Despite finishing negotiations on the new North American free trade agreement, the United States-Mexico-Canada Agreement (USMCA), the Trump administration has not moved to eliminate tariffs on imported steel and aluminum from those countries. Other major steel and aluminum exporters to the U.S. face the same tariffs as well.
As a result, input costs are going up and U.S. metal producers have raised their prices as well. All of that boosts the costs to make heavy equipment, resulting in higher prices for farmers looking to purchase.

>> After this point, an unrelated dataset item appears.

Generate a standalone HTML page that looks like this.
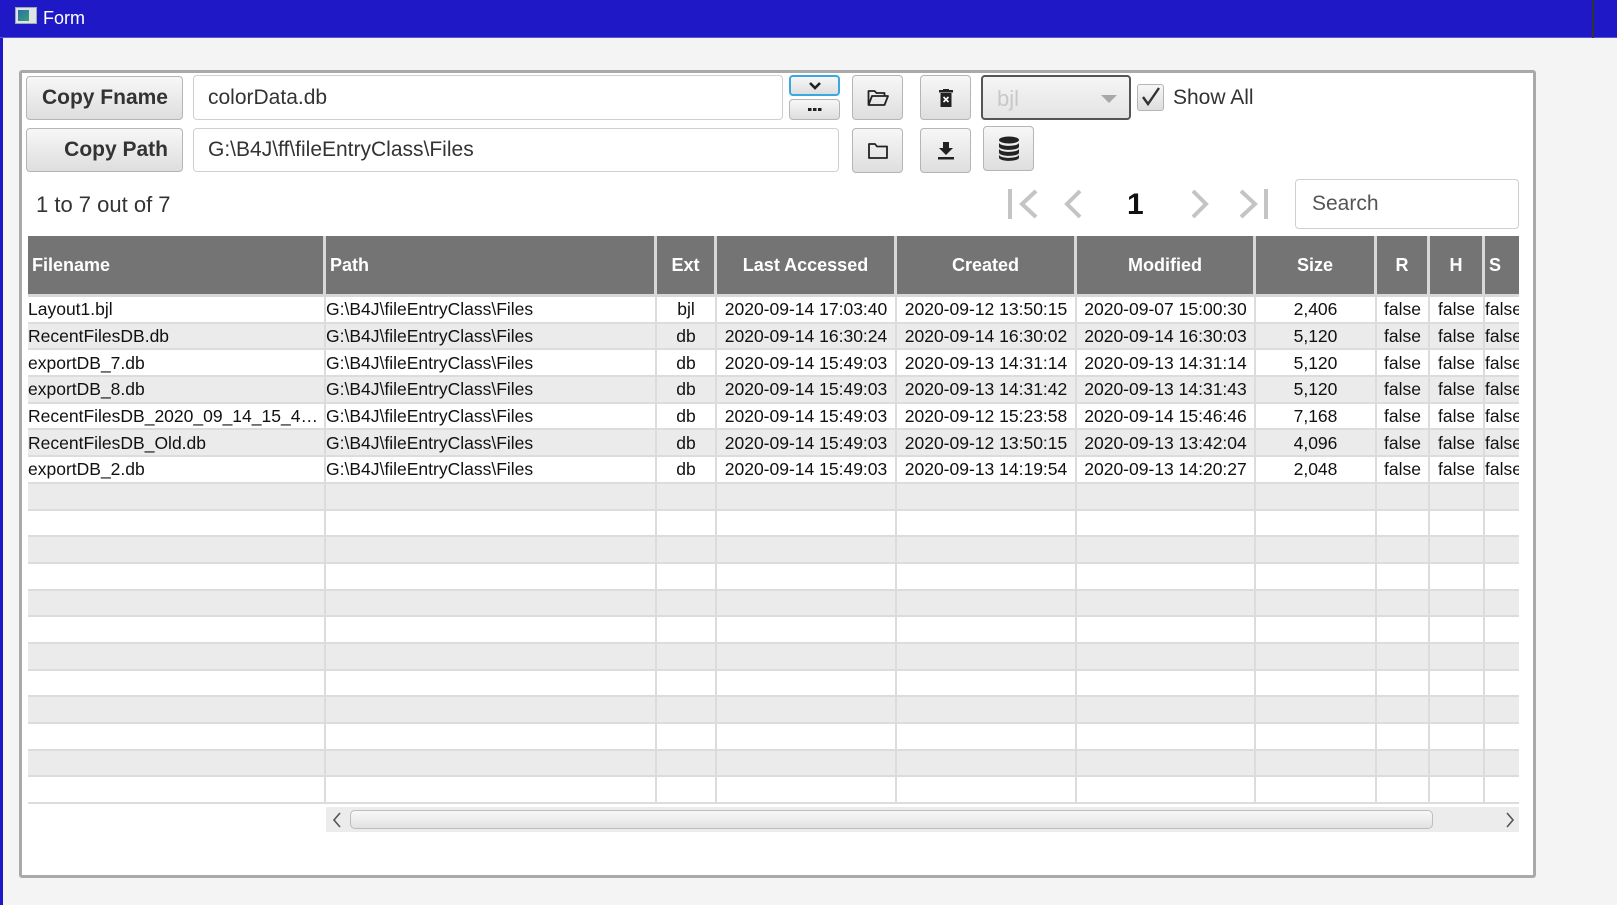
<!DOCTYPE html>
<html><head><meta charset="utf-8"><style>
*{box-sizing:border-box;margin:0;padding:0}
body{width:1617px;height:905px;background:#f4f4f4;position:relative;overflow:hidden;font-family:"Liberation Sans",sans-serif;color:#333}
.title{position:absolute;left:0;top:0;width:1617px;height:38px;background:#1f18c6;border-bottom:1px solid #5a55d0}
.title span{position:absolute;left:43px;top:8px;color:#fff;font-size:18px}
.ico{position:absolute;left:15px;top:7px;width:22px;height:17px;background:#dfe3e8;border:1px solid #9aa}
.ico i{position:absolute;left:2px;top:2px;width:11px;height:11px;background:linear-gradient(135deg,#2a6fb0,#3aa070)}
.rline{position:absolute;left:1592px;top:0;width:2px;height:38px;background:#333}
.lstrip{position:absolute;left:0;top:38px;width:3px;height:867px;background:#1f18c6}
.panel{position:absolute;left:19px;top:70px;width:1517px;height:808px;background:#fff;border:3px solid #a9a9a9;border-radius:3px}
.a{position:absolute}
.btn{position:absolute;background:linear-gradient(#f7f7f7,#dedede);border:1px solid #b5b5b5;border-radius:4px;display:flex;align-items:center;justify-content:center}
.tf{position:absolute;background:#fff;border:1px solid #cfcfcf;border-radius:4px;font-size:21px;padding-left:14px;display:flex;align-items:center;color:#333}
.bt{font-weight:bold;font-size:21px;color:#333;justify-content:flex-end;padding-right:14px}
.tbl{position:absolute;left:28px;top:236px;width:1491px;height:569px;overflow:hidden;background:#fff}
table{border-collapse:separate;border-spacing:0;table-layout:fixed;width:1530px;font-size:17.5px;color:#111}
th{background:#747474;color:#fff;height:61px;font-size:18px;border-right:3px solid #d8d8d8;border-bottom:3px solid #d8d8d8;text-align:center;font-weight:bold}
th.l{text-align:left;padding-left:4px}
td{height:26.7px;border-right:2px solid #dcdcdc;border-bottom:2px solid #dcdcdc;white-space:nowrap;overflow:hidden;text-overflow:ellipsis;text-align:center;padding:0 2px;line-height:24px}
td.l{text-align:left;padding-left:0}
td.c{text-overflow:clip}
tr:nth-child(odd) td{background:#ebebeb}
</style></head><body>
<div class="title"><div class="ico"><i></i></div><span>Form</span></div>
<div class="rline"></div>
<div class="lstrip"></div>
<div class="panel"></div>

<div class="btn bt" style="left:26px;top:76px;width:157px;height:44px">Copy Fname</div>
<div class="btn bt" style="left:26px;top:128px;width:157px;height:44px">Copy Path</div>
<div class="tf" style="left:193px;top:75px;width:590px;height:45px">colorData.db</div>
<div class="tf" style="left:193px;top:128px;width:646px;height:44px">G:\B4J\ff\fileEntryClass\Files</div>

<div class="btn" style="left:789px;top:75px;width:51px;height:21px;border:2px solid #39a7e0"><svg width="14" height="9" viewBox="0 0 14 9"><path d="M2 2l5 5 5-5" stroke="#222" stroke-width="2.6" fill="none"/></svg></div>
<div class="btn" style="left:789px;top:99px;width:51px;height:21px"><svg width="14" height="4"><rect x="0" y="0" width="3.5" height="3" fill="#222"/><rect x="5" y="0" width="3.5" height="3" fill="#222"/><rect x="10" y="0" width="3.5" height="3" fill="#222"/></svg></div>

<div class="btn" style="left:852px;top:75px;width:51px;height:45px"><svg width="22" height="18" viewBox="0 0 22 18"><path d="M1.5 16V2h6l2 2h8v3M1.5 16l3.5-9h16l-3.5 9z" stroke="#222" stroke-width="1.8" fill="none" stroke-linejoin="round"/></svg></div>
<div class="btn" style="left:920px;top:75px;width:51px;height:45px"><svg width="14" height="18" viewBox="0 0 14 18"><rect x="0" y="1" width="14" height="2.5" fill="#222"/><rect x="4" y="0" width="6" height="2" fill="#222"/><rect x="1.5" y="4" width="11" height="14" fill="#222"/><path d="M4.5 8l5 5M9.5 8l-5 5" stroke="#fff" stroke-width="1.6"/></svg></div>
<div class="a" style="left:981px;top:75px;width:150px;height:45px;border:2px solid #555;border-radius:4px;background:linear-gradient(#f5f5f5,#e4e4e4)"><span class="a" style="left:14px;top:9px;font-size:22px;color:#c8c8c8">bjl</span><svg class="a" style="left:118px;top:18px" width="16" height="9"><path d="M0 0h16L8 8z" fill="#a8a8a8"/></svg></div>
<div class="a" style="left:1137px;top:84px;width:27px;height:27px;border:1px solid #b5b5b5;border-radius:3px;background:linear-gradient(#f7f7f7,#dedede)"><svg width="25" height="25" viewBox="0 0 25 25"><path d="M5 12l5 7 11-16" stroke="#333" stroke-width="2.4" fill="none"/></svg></div>
<div class="a" style="left:1173px;top:86px;font-size:21px;color:#333">Show All</div>

<div class="btn" style="left:852px;top:128px;width:51px;height:45px"><svg width="20" height="16" viewBox="0 0 20 16"><path d="M1 15V1h6l2 2.5h10V15z" stroke="#222" stroke-width="1.8" fill="none" stroke-linejoin="round"/></svg></div>
<div class="btn" style="left:920px;top:128px;width:51px;height:45px"><svg width="16" height="18" viewBox="0 0 16 18"><path d="M5 0h6v6h4l-7 7-7-7h4z" fill="#222"/><rect x="0" y="15" width="16" height="2.5" fill="#222"/></svg></div>
<div class="btn" style="left:983px;top:126px;width:51px;height:45px"><svg width="22" height="26" viewBox="0 0 22 26"><ellipse cx="11" cy="4" rx="10" ry="3.5" fill="#222"/><path d="M1 6.5c0 4.5 20 4.5 20 0v4c0 4.5-20 4.5-20 0z" fill="#222"/><path d="M1 12.5c0 4.5 20 4.5 20 0v4c0 4.5-20 4.5-20 0z" fill="#222"/><path d="M1 18.5c0 4.5 20 4.5 20 0v3c0 4.5-20 4.5-20 0z" fill="#222"/></svg></div>

<div class="a" style="left:36px;top:192px;font-size:22px;color:#333">1 to 7 out of 7</div>
<svg class="a" style="left:1008px;top:189px" width="34" height="30"><rect x="0" y="0" width="4" height="30" fill="#c4c4c4"/><path d="M28 2L14 15l14 13" stroke="#c4c4c4" stroke-width="4" fill="none"/></svg>
<svg class="a" style="left:1063px;top:189px" width="20" height="30"><path d="M17 2L4 15l13 13" stroke="#c4c4c4" stroke-width="4" fill="none"/></svg>
<div class="a" style="left:1127px;top:188px;font-size:30px;font-weight:bold;color:#111">1</div>
<svg class="a" style="left:1190px;top:189px" width="20" height="30"><path d="M3 2l13 13L3 28" stroke="#c4c4c4" stroke-width="4" fill="none"/></svg>
<svg class="a" style="left:1238px;top:189px" width="34" height="30"><path d="M3 2l14 13L3 28" stroke="#c4c4c4" stroke-width="4" fill="none"/><rect x="26" y="0" width="4" height="30" fill="#c4c4c4"/></svg>
<div class="tf" style="left:1295px;top:179px;width:224px;height:50px;color:#555;padding-left:16px">Search</div>

<div class="tbl"><table>
<colgroup><col style="width:298px"><col style="width:331px"><col style="width:60px"><col style="width:180px"><col style="width:180px"><col style="width:179px"><col style="width:121px"><col style="width:53px"><col style="width:55px"><col style="width:73px"></colgroup>
<tr><th class="l">Filename</th><th class="l">Path</th><th>Ext</th><th>Last Accessed</th><th>Created</th><th>Modified</th><th>Size</th><th>R</th><th>H</th><th class="l">S</th></tr>
<tr><td class="l">Layout1.bjl</td><td class="l">G:\B4J\fileEntryClass\Files</td><td>bjl</td><td>2020-09-14 17:03:40</td><td>2020-09-12 13:50:15</td><td>2020-09-07 15:00:30</td><td>2,406</td><td>false</td><td>false</td><td class="l c">false</td></tr>
<tr><td class="l">RecentFilesDB.db</td><td class="l">G:\B4J\fileEntryClass\Files</td><td>db</td><td>2020-09-14 16:30:24</td><td>2020-09-14 16:30:02</td><td>2020-09-14 16:30:03</td><td>5,120</td><td>false</td><td>false</td><td class="l c">false</td></tr>
<tr><td class="l">exportDB_7.db</td><td class="l">G:\B4J\fileEntryClass\Files</td><td>db</td><td>2020-09-14 15:49:03</td><td>2020-09-13 14:31:14</td><td>2020-09-13 14:31:14</td><td>5,120</td><td>false</td><td>false</td><td class="l c">false</td></tr>
<tr><td class="l">exportDB_8.db</td><td class="l">G:\B4J\fileEntryClass\Files</td><td>db</td><td>2020-09-14 15:49:03</td><td>2020-09-13 14:31:42</td><td>2020-09-13 14:31:43</td><td>5,120</td><td>false</td><td>false</td><td class="l c">false</td></tr>
<tr><td class="l">RecentFilesDB_2020_09_14_15_46_4...</td><td class="l">G:\B4J\fileEntryClass\Files</td><td>db</td><td>2020-09-14 15:49:03</td><td>2020-09-12 15:23:58</td><td>2020-09-14 15:46:46</td><td>7,168</td><td>false</td><td>false</td><td class="l c">false</td></tr>
<tr><td class="l">RecentFilesDB_Old.db</td><td class="l">G:\B4J\fileEntryClass\Files</td><td>db</td><td>2020-09-14 15:49:03</td><td>2020-09-12 13:50:15</td><td>2020-09-13 13:42:04</td><td>4,096</td><td>false</td><td>false</td><td class="l c">false</td></tr>
<tr><td class="l">exportDB_2.db</td><td class="l">G:\B4J\fileEntryClass\Files</td><td>db</td><td>2020-09-14 15:49:03</td><td>2020-09-13 14:19:54</td><td>2020-09-13 14:20:27</td><td>2,048</td><td>false</td><td>false</td><td class="l c">false</td></tr>
<tr><td></td><td></td><td></td><td></td><td></td><td></td><td></td><td></td><td></td><td></td></tr>
<tr><td></td><td></td><td></td><td></td><td></td><td></td><td></td><td></td><td></td><td></td></tr>
<tr><td></td><td></td><td></td><td></td><td></td><td></td><td></td><td></td><td></td><td></td></tr>
<tr><td></td><td></td><td></td><td></td><td></td><td></td><td></td><td></td><td></td><td></td></tr>
<tr><td></td><td></td><td></td><td></td><td></td><td></td><td></td><td></td><td></td><td></td></tr>
<tr><td></td><td></td><td></td><td></td><td></td><td></td><td></td><td></td><td></td><td></td></tr>
<tr><td></td><td></td><td></td><td></td><td></td><td></td><td></td><td></td><td></td><td></td></tr>
<tr><td></td><td></td><td></td><td></td><td></td><td></td><td></td><td></td><td></td><td></td></tr>
<tr><td></td><td></td><td></td><td></td><td></td><td></td><td></td><td></td><td></td><td></td></tr>
<tr><td></td><td></td><td></td><td></td><td></td><td></td><td></td><td></td><td></td><td></td></tr>
<tr><td></td><td></td><td></td><td></td><td></td><td></td><td></td><td></td><td></td><td></td></tr>
<tr><td></td><td></td><td></td><td></td><td></td><td></td><td></td><td></td><td></td><td></td></tr>
</table></div>

<div class="a" style="left:326px;top:807px;width:1193px;height:25px;background:#ececec"></div>
<svg class="a" style="left:331px;top:812px" width="12" height="16"><path d="M9 1L3 8l6 7" stroke="#555" stroke-width="1.6" fill="none"/></svg>
<div class="a" style="left:350px;top:810px;width:1083px;height:19px;border:1px solid #bdbdbd;border-radius:5px;background:linear-gradient(#f8f8f8,#e2e2e2)"></div>
<svg class="a" style="left:1504px;top:812px" width="12" height="16"><path d="M3 1l6 7-6 7" stroke="#555" stroke-width="1.6" fill="none"/></svg>
</body></html>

At the same time, Magnusson’s customers are farmers who have seen declining prices because of lost exports due to retaliatory tariffs from China, most significantly on soybeans. Given the steady decline in income for farmers, Magnusson said he is concerned how lower farm income will affect large combine machinery sales, most of which happen between October and the end of the year.
"To me, I don't know how this October-to-December sales period will turn out in the end," he said. "We will see, once the lower soybean prices start to hurt income, is that also going to reflect in holding off on a purchase? It's too early to say, but we will see."
Washington, D.C. — China's purchases of Brazilian soybeans in September jumped 28 percent from the prior year, data from the General Administration of Customs recently showed, as buyers stocked up ahead of an expected shortfall in the fourth quarter.
This is the first time that China has provided data on the country of origin for its commodity imports since the month of March, according to Reuters.
China typically buys most of its soybeans in the fourth quarter from the United States but has sharply reduced its purchases of American beans amid an ongoing trade war.
Beijing hit U.S. products including soybeans and grains with a 25 percent duty on July 6 in response to similar trade measures levied on Chinese goods.
China is the world's top importer of the oilseed which it crushes to turn into soymeal to feed its huge herd of livestock.